§ **What you should do**
Look over the lines below. Report each one that includes the string "components".

§ **Data block**
::::::::

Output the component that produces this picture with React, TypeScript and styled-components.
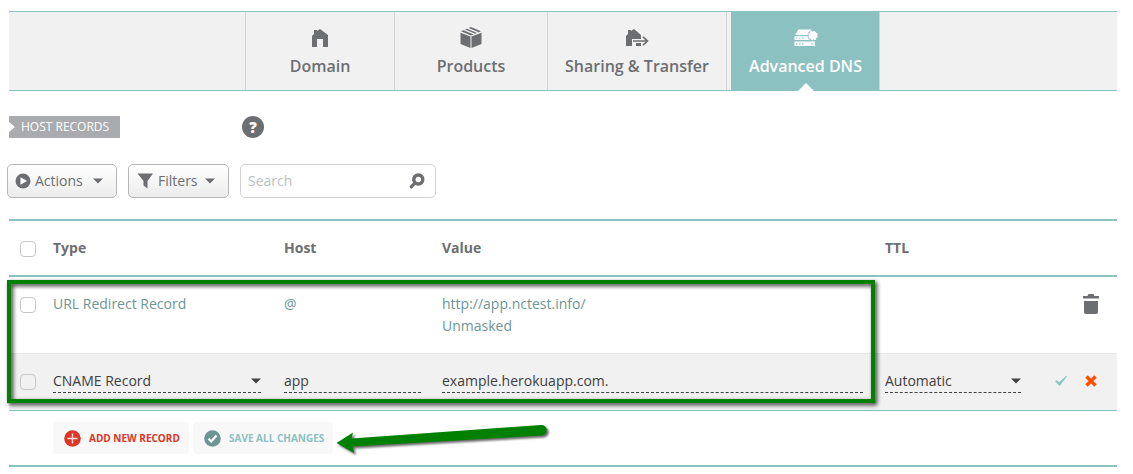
import React from "react";
import styled, { createGlobalStyle } from "styled-components";

const teal = "#8bc1c0";
const grey = "#6d6e71";

const GlobalStyle = createGlobalStyle`
  *, *::before, *::after { box-sizing: border-box; }
  body { margin: 0; background: #fff; }
  body, button, input, select {
    font-family: "Open Sans", "Noto Sans", sans-serif;
    font-size: 14px;
    line-height: 22px;
    color: ${grey};
  }
`;

const Page = styled.main`
  padding: 11px 16px 7px 9px;
`;

const Tabs = styled.nav`
  display: flex;
  justify-content: center;
  height: 80px;
  background: #f1f1f1;
  border-top: 1px solid ${teal};
  border-bottom: 1px solid ${teal};
`;

const Tab = styled.a<{ $width: number; $active?: boolean }>`
  position: relative;
  flex: 0 0 ${(p) => p.$width}px;
  display: flex;
  flex-direction: column;
  align-items: center;
  gap: 5px;
  padding-top: 14px;
  border-left: 1px solid ${(p) => (p.$active ? teal : "#d4d5d6")};
  background: ${(p) => (p.$active ? teal : "transparent")};
  color: ${(p) => (p.$active ? "#fff" : grey)};
  font-size: 16px;
  font-weight: 600;
  text-decoration: none;
  white-space: nowrap;
  &::after {
    content: "";
    display: ${(p) => (p.$active ? "block" : "none")};
    position: absolute;
    bottom: -1px;
    left: 50%;
    margin-left: -8px;
    border: 8px solid transparent;
    border-top-width: 0;
    border-bottom-color: #fff;
  }
`;

const TabDivider = styled.span`
  flex: 0 0 5px;
  border-left: 1px solid #d4d5d6;
`;

const TabEnd = styled(TabDivider)`
  flex-basis: 2px;
`;

const TitleRow = styled.div`
  display: flex;
  align-items: center;
  gap: 122px;
  margin-top: 25px;
`;

const Tag = styled.h2`
  margin: 0;
  width: 111px;
  height: 22px;
  padding-left: 12px;
  background: #a9abae;
  clip-path: polygon(0 0, 100% 0, 100% 100%, 0 100%, 0 16px, 6px 11px, 0 6px);
  color: #fff;
  font-size: 12px;
  font-weight: 400;
  line-height: 22px;
  white-space: nowrap;
`;

const HelpButton = styled.button`
  width: 22px;
  height: 22px;
  padding: 0;
  border: 0;
  border-radius: 50%;
  background: ${grey};
  color: #fff;
  font-size: 15px;
  font-weight: 800;
`;

const Toolbar = styled.div`
  display: flex;
  gap: 11px;
  margin: 26px 0 0 -2px;
`;

const ToolButton = styled.button<{ $width: number }>`
  display: flex;
  align-items: center;
  width: ${(p) => p.$width}px;
  height: 34px;
  padding: 0 13px 0 7px;
  gap: 4px;
  border: 1px solid #b5b6b8;
  border-radius: 5px;
  background: linear-gradient(#fff, #ececec);
  svg:last-child { margin-left: auto; }
`;

const SearchBox = styled.label`
  display: flex;
  align-items: center;
  width: 196px;
  height: 34px;
  padding: 0 10px 0 7px;
  border: 1px solid #d0d1d2;
  border-radius: 5px;
`;

const SearchInput = styled.input`
  flex: 1;
  min-width: 0;
  padding: 0;
  border: 0;
  outline: 0;
  background: none;
  &::placeholder { color: #bcbec0; opacity: 1; }
`;

const Records = styled.section`
  position: relative;
  margin-top: 21px;
`;

const Table = styled.table`
  width: 100%;
  table-layout: fixed;
  border-collapse: separate;
  border-spacing: 0;
  border-top: 2px solid ${teal};
`;

const Col = styled.col<{ $width?: number }>`
  width: ${(p) => (p.$width ? `${p.$width}px` : "auto")};
`;

const HeadCell = styled.th`
  height: 56px;
  padding: 0 0 0 1px;
  border-bottom: 2px solid ${teal};
  text-align: left;
  font-weight: 700;
`;

const Row = styled.tr<{ $editing?: boolean }>`
  background: ${(p) => (p.$editing ? "#f1f1f1" : "#fff")};
  td {
    height: ${(p) => (p.$editing ? 57 : 76)}px;
    padding: 16px 0 0 1px;
    border-top: ${(p) => (p.$editing ? "1px solid #e4e5e6" : "0")};
    vertical-align: top;
    color: #6d9594;
  }
`;

const Checkbox = styled.input`
  appearance: none;
  display: block;
  width: 16px;
  height: 16px;
  margin: 4px 0 0 10px;
  border: 1px solid #c6c7c9;
  border-radius: 4px;
  th & { margin-top: 2px; }
`;

const Field = styled.div<{ $end: number }>`
  position: relative;
  margin-right: ${(p) => p.$end}px;
  border-bottom: 1px dashed #414042;
  svg {
    position: absolute;
    right: 0;
    top: 8px;
    pointer-events: none;
  }
`;

const TextInput = styled.input`
  display: block;
  width: 100%;
  height: 22px;
  padding: 0;
  border: 0;
  outline: 0;
  background: none;
  color: #414042;
`;

const Select = styled.select`
  display: block;
  appearance: none;
  width: 100%;
  height: 22px;
  padding: 0;
  border: 0;
  outline: 0;
  background: none;
  color: #414042;
`;

const RowActions = styled.div`
  display: flex;
  justify-content: flex-end;
  gap: 12px;
  padding-right: 17px;
`;

const IconButton = styled.button`
  display: flex;
  align-items: center;
  justify-content: center;
  width: 18px;
  height: 22px;
  padding: 0;
  border: 0;
  background: none;
`;

const Footer = styled.div`
  position: relative;
  display: flex;
  gap: 4px;
  height: 57px;
  padding: 11px 0 0 44px;
  border-top: 1px solid ${teal};
  border-bottom: 2px solid ${teal};
`;

const FooterButton = styled.button<{ $width: number; $color: string }>`
  display: flex;
  align-items: center;
  gap: 8px;
  width: ${(p) => p.$width}px;
  height: 32px;
  padding: 0 0 0 11px;
  border: 0;
  border-radius: 4px;
  background: #f8f8f8;
  color: ${(p) => p.$color};
  font-size: 10px;
  font-weight: 700;
  white-space: nowrap;
`;

const Highlight = styled.div`
  position: absolute;
  top: 61px;
  bottom: 64px;
  left: -2px;
  right: 242px;
  border: 4px solid #008000;
  filter: drop-shadow(2px 2px 2px rgba(0, 0, 0, 0.8));
  pointer-events: none;
`;

const Arrow = styled.svg`
  position: absolute;
  left: 322px;
  top: 9px;
  filter: drop-shadow(2px 2px 1px rgba(0, 0, 0, 0.6));
  pointer-events: none;
`;

const Caret = ({ color = grey }: { color?: string }) => (
  <svg width="10" height="6" viewBox="0 0 10 6" aria-hidden="true">
    <path d="M0 .5h10L5 5.5z" fill={color} />
  </svg>
);

const HouseIcon = () => (
  <svg width="16" height="24" viewBox="0 0 16 24" aria-hidden="true">
    <path d="M0 10 2 8V4h3v1l3-2 8 6v12h-5v-8H5v8H0z" fill={grey} />
  </svg>
);

const BoxIcon = () => (
  <svg width="22" height="24" viewBox="0 0 22 24" aria-hidden="true">
    <path d="M.5 6.800 10.500 10.600V22L.5 18z M21.500 6.800 11.500 10.600V22l10-4z" fill={grey} />
    <path d="M11 1 21 5.200 11 9.400 1 5.200z" fill={grey} />
    <path d="M7.300 2.200 18 6.700M3.800 3.700 14.500 8.200" stroke="#f1f1f1" strokeWidth="1.300" />
  </svg>
);

const TransferIcon = () => (
  <svg width="24" height="24" viewBox="0 0 24 24" aria-hidden="true">
    <path d="M1 10 3 8V4h3v1l3-2 7 6v4H7v7H1z M11 17h5v3h-5z" fill={grey} />
    <path d="M8 15h14M18 10.800l4.500 4.200-4.500 4.200" fill="none" stroke={grey} strokeWidth="1.700" />
  </svg>
);

const ServerIcon = () => (
  <svg width="24" height="24" viewBox="0 0 24 24" aria-hidden="true">
    <path d="M4.500 3.500h13V9H1z M.5 10h20.500v4H.5z M.5 15.500h20.500V20H.5z" fill="#fff" />
    <circle cx="19" cy="9.500" r="5.500" fill={teal} />
    <circle cx="19" cy="9.500" r="4" fill="#fff" />
    <circle cx="19" cy="9.500" r="4.200" fill="none" stroke="#fff" strokeWidth="1.300" strokeDasharray="1.900 1.400" />
    <path d="M2 12h9M2 17.800h9" stroke={teal} strokeWidth="1.200" strokeDasharray="1.500 1.500" />
    <path d="M17 17.800h2" stroke={teal} strokeWidth="1" />
  </svg>
);

const PlayIcon = () => (
  <svg width="16" height="16" viewBox="0 0 16 16" aria-hidden="true">
    <circle cx="8" cy="8" r="7.500" fill={grey} />
    <path d="M5.500 4.200v7.600L12 8z" fill="#fff" />
  </svg>
);

const FunnelIcon = () => (
  <svg width="18" height="16" viewBox="0 0 18 16" aria-hidden="true">
    <path d="M1.500 .5h15.500l-5.500 7.500v7.500l-4-3V8z" fill={grey} />
  </svg>
);

const SearchIcon = () => (
  <svg width="16" height="16" viewBox="0 0 16 16" aria-hidden="true">
    <circle cx="9.300" cy="6.500" r="4.500" fill="none" stroke={grey} strokeWidth="3.400" />
    <path d="M6 10 2.300 13.800" stroke={grey} strokeWidth="3.200" strokeLinecap="round" />
  </svg>
);

const TrashIcon = () => (
  <svg width="16" height="20" viewBox="0 0 16 20" aria-hidden="true">
    <path d="M0 2h4.500L5.500 0h5l1 2H16v2.500H0z M1 7h14v11a2 2 0 0 1-2 2H3a2 2 0 0 1-2-2z" fill={grey} />
  </svg>
);

const CheckIcon = () => (
  <svg width="14" height="12" viewBox="0 0 14 12" aria-hidden="true">
    <path d="M1 6.300 2.500 5.300 5.200 7.300 12 1l1 .3L5.600 11z" fill={teal} />
  </svg>
);

const CrossIcon = () => (
  <svg width="12" height="12" viewBox="0 0 12 12" aria-hidden="true">
    <path d="M1.500 1.500l9 9M10.500 1.500l-9 9" stroke="#ff5000" strokeWidth="3.400" />
  </svg>
);

const AddIcon = () => (
  <svg width="17" height="17" viewBox="0 0 17 17" aria-hidden="true">
    <circle cx="8.500" cy="8.500" r="8.300" fill="#dc3626" />
    <path d="M3.500 8.500h10M8.500 3.500v10" stroke="#fbdcd8" strokeWidth="1.500" />
  </svg>
);

const SaveIcon = () => (
  <svg width="17" height="17" viewBox="0 0 17 17" aria-hidden="true">
    <circle cx="8.500" cy="8.500" r="8.300" fill="#6d9594" />
    <path d="M4.500 8.800 7.200 11.400 12.500 5.500" fill="none" stroke="#fff" strokeWidth="2.200" />
  </svg>
);

export default function App() {
  return (
    <>
      <GlobalStyle />
      <Page>
        <Tabs aria-label="Domain settings">
          <Tab href="#domain" $width={149}><HouseIcon />Domain</Tab>
          <Tab href="#products" $width={153}><BoxIcon />Products</Tab>
          <Tab href="#sharing" $width={179}><TransferIcon />Sharing &amp; Transfer</Tab>
          <TabDivider />
          <Tab href="#dns" $width={148} $active aria-current="page"><ServerIcon />Advanced DNS</Tab>
          <TabEnd />
        </Tabs>

        <TitleRow>
          <Tag>HOST RECORDS</Tag>
          <HelpButton type="button" aria-label="Help">?</HelpButton>
        </TitleRow>

        <Toolbar>
          <ToolButton type="button" $width={110}><PlayIcon />Actions<Caret /></ToolButton>
          <ToolButton type="button" $width={101}><FunnelIcon />Filters<Caret /></ToolButton>
          <SearchBox>
            <SearchInput type="text" placeholder="Search" aria-label="Search" />
            <SearchIcon />
          </SearchBox>
        </Toolbar>

        <Records>
          <Table>
            <colgroup>
              <Col $width={43} />
              <Col $width={231} />
              <Col $width={158} />
              <Col />
              <Col $width={146} />
              <Col $width={87} />
            </colgroup>
            <thead>
              <tr>
                <HeadCell><Checkbox type="checkbox" aria-label="Select all records" /></HeadCell>
                <HeadCell scope="col">Type</HeadCell>
                <HeadCell scope="col">Host</HeadCell>
                <HeadCell scope="col">Value</HeadCell>
                <HeadCell scope="col">TTL</HeadCell>
                <HeadCell />
              </tr>
            </thead>
            <tbody>
              <Row>
                <td><Checkbox type="checkbox" aria-label="Select URL Redirect Record" /></td>
                <td>URL Redirect Record</td>
                <td>@</td>
                <td>http://app.nctest.info/<br />Unmasked</td>
                <td />
                <td>
                  <RowActions>
                    <IconButton type="button" aria-label="Delete record"><TrashIcon /></IconButton>
                  </RowActions>
                </td>
              </Row>
              <Row $editing>
                <td><Checkbox type="checkbox" aria-label="Select CNAME Record" /></td>
                <td>
                  <Field $end={22}>
                    <Select aria-label="Type"><option>CNAME Record</option></Select>
                    <Caret color="#414042" />
                  </Field>
                </td>
                <td>
                  <Field $end={20}><TextInput type="text" aria-label="Host" defaultValue="app" /></Field>
                </td>
                <td>
                  <Field $end={21}><TextInput type="text" aria-label="Value" defaultValue="example.herokuapp.com." /></Field>
                </td>
                <td>
                  <Field $end={9}>
                    <Select aria-label="TTL"><option>Automatic</option></Select>
                    <Caret color="#414042" />
                  </Field>
                </td>
                <td>
                  <RowActions>
                    <IconButton type="button" aria-label="Save record"><CheckIcon /></IconButton>
                    <IconButton type="button" aria-label="Discard record"><CrossIcon /></IconButton>
                  </RowActions>
                </td>
              </Row>
            </tbody>
          </Table>
          <Footer>
            <FooterButton type="button" $width={136} $color="#dc3626"><AddIcon />ADD NEW RECORD</FooterButton>
            <FooterButton type="button" $width={140} $color={teal}><SaveIcon />SAVE ALL CHANGES</FooterButton>
            <Arrow width="224" height="40" viewBox="0 0 224 40" aria-hidden="true">
              <path d="M5.500 23 22 12.500 20.500 18.500 210 5a5 5 0 0 1 1 10.500L21.500 26.500 23 33z" fill="#008000" />
            </Arrow>
          </Footer>
          <Highlight />
        </Records>
      </Page>
    </>
  );
}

::::::::

§ **The completed task**
Output the component that produces this picture with React, TypeScript and styled-components.
import styled, { createGlobalStyle } from "styled-components";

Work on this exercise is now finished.